#### WHAT IS REQUIRED:
Your task is to repeat all of the data exactly while excluding the pictures.

#### GIVEN MATERIAL:

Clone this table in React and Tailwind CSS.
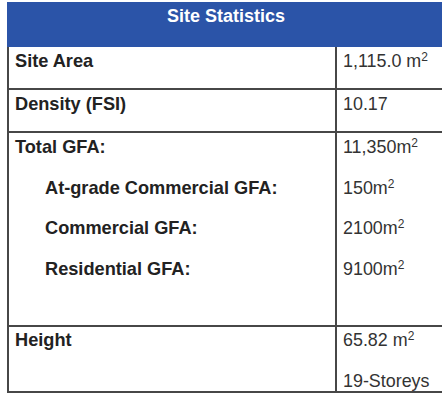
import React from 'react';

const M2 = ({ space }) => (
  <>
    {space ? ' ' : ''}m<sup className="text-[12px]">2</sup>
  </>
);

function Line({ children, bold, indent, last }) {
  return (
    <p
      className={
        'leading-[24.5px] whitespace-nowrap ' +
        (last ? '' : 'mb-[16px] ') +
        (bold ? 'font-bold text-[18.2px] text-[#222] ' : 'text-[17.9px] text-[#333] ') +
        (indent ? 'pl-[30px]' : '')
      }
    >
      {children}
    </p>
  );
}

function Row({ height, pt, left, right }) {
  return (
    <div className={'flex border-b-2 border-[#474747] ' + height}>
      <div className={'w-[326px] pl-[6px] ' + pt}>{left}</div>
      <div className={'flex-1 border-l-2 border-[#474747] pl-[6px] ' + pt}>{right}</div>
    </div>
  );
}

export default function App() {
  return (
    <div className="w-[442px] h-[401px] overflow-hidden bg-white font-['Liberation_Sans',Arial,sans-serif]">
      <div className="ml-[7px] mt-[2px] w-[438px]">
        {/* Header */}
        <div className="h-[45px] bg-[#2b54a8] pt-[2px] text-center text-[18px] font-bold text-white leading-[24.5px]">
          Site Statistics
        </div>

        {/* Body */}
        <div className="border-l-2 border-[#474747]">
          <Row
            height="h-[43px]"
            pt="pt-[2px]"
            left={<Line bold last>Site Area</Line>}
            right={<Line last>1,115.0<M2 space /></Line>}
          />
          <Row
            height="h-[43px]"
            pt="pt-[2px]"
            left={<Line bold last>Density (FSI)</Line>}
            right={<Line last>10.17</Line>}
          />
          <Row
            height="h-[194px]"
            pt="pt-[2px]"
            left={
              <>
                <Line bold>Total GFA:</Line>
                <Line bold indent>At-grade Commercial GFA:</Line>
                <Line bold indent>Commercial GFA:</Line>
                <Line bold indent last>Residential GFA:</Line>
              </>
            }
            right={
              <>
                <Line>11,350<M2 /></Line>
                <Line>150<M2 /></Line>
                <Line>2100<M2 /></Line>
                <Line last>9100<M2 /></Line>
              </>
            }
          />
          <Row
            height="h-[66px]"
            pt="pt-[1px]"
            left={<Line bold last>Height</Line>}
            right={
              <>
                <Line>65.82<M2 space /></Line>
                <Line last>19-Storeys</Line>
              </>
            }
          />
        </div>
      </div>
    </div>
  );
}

#### WRITTEN SOLUTION:
Clone this table in React and Tailwind CSS.
import React from 'react';

const M2 = ({ space }) => (
  <>
    {space ? ' ' : ''}m<sup className="text-[12px]">2</sup>
  </>
);

function Line({ children, bold, indent, last }) {
  return (
    <p
      className={
        'leading-[24.5px] whitespace-nowrap ' +
        (last ? '' : 'mb-[16px] ') +
        (bold ? 'font-bold text-[18.2px] text-[#222] ' : 'text-[17.9px] text-[#333] ') +
        (indent ? 'pl-[30px]' : '')
      }
    >
      {children}
    </p>
  );
}

function Row({ height, pt, left, right }) {
  return (
    <div className={'flex border-b-2 border-[#474747] ' + height}>
      <div className={'w-[326px] pl-[6px] ' + pt}>{left}</div>
      <div className={'flex-1 border-l-2 border-[#474747] pl-[6px] ' + pt}>{right}</div>
    </div>
  );
}

export default function App() {
  return (
    <div className="w-[442px] h-[401px] overflow-hidden bg-white font-['Liberation_Sans',Arial,sans-serif]">
      <div className="ml-[7px] mt-[2px] w-[438px]">
        {/* Header */}
        <div className="h-[45px] bg-[#2b54a8] pt-[2px] text-center text-[18px] font-bold text-white leading-[24.5px]">
          Site Statistics
        </div>

        {/* Body */}
        <div className="border-l-2 border-[#474747]">
          <Row
            height="h-[43px]"
            pt="pt-[2px]"
            left={<Line bold last>Site Area</Line>}
            right={<Line last>1,115.0<M2 space /></Line>}
          />
          <Row
            height="h-[43px]"
            pt="pt-[2px]"
            left={<Line bold last>Density (FSI)</Line>}
            right={<Line last>10.17</Line>}
          />
          <Row
            height="h-[194px]"
            pt="pt-[2px]"
            left={
              <>
                <Line bold>Total GFA:</Line>
                <Line bold indent>At-grade Commercial GFA:</Line>
                <Line bold indent>Commercial GFA:</Line>
                <Line bold indent last>Residential GFA:</Line>
              </>
            }
            right={
              <>
                <Line>11,350<M2 /></Line>
                <Line>150<M2 /></Line>
                <Line>2100<M2 /></Line>
                <Line last>9100<M2 /></Line>
              </>
            }
          />
          <Row
            height="h-[66px]"
            pt="pt-[1px]"
            left={<Line bold last>Height</Line>}
            right={
              <>
                <Line>65.82<M2 space /></Line>
                <Line last>19-Storeys</Line>
              </>
            }
          />
        </div>
      </div>
    </div>
  );
}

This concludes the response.